There is only one thing less intelligent than worrying: Worrying over something you aren’t even certain is happening.
After catching a glimpse of the frown on a loan officer’s face as he reviews your paperwork, your mind could quickly assume, “I didn’t qualify for the loan,” followed by a pit in your stomach.
An email from a boss that says, “See me in my office in an hour,” can turn into, “I must’ve made a mistake,” followed by a rush of hot shame throughout your body.
“He didn’t answer his phone last night, he came home late, and now this morning doesn’t want to have sex,” is faulty deductive reasoning for a hasty conclusion: he must be cheating.
Keep a record of how often these thoughts are correct.
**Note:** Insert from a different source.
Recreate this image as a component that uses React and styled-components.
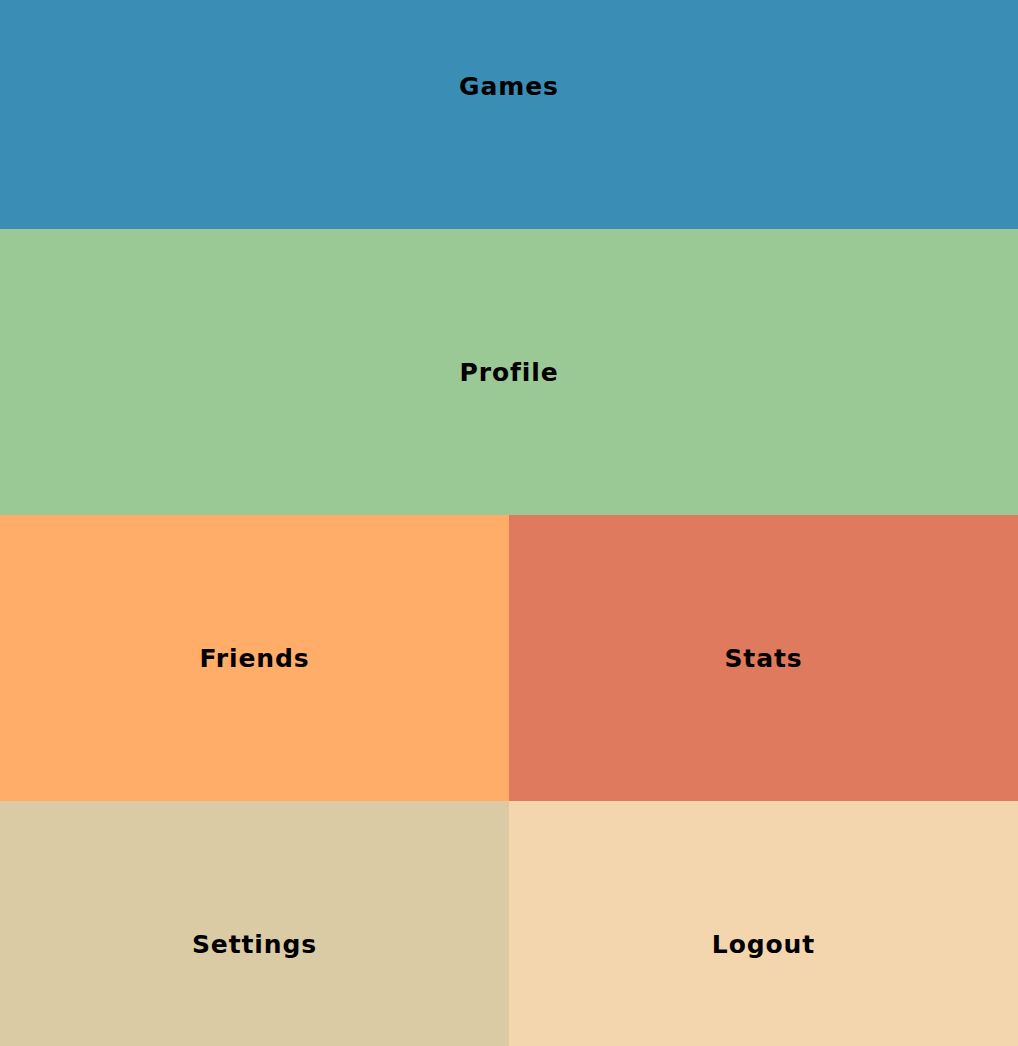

Track even the inconsequential ones, like your shock when you meet someone you’d previously only interacted with via telephone – they look nothing like how you imagined them!
Your thoughts will be correct sometimes, and most of the time they won’t be. You will be astounded to discover how much of your life is governed by a voice in your head that is rarely right about what it tells you. You believe in it, yet it is untrustworthy.
Paradoxically, how sweet it is to finally realize how much we don’t know, about people, their thoughts, their motivations, their intentions.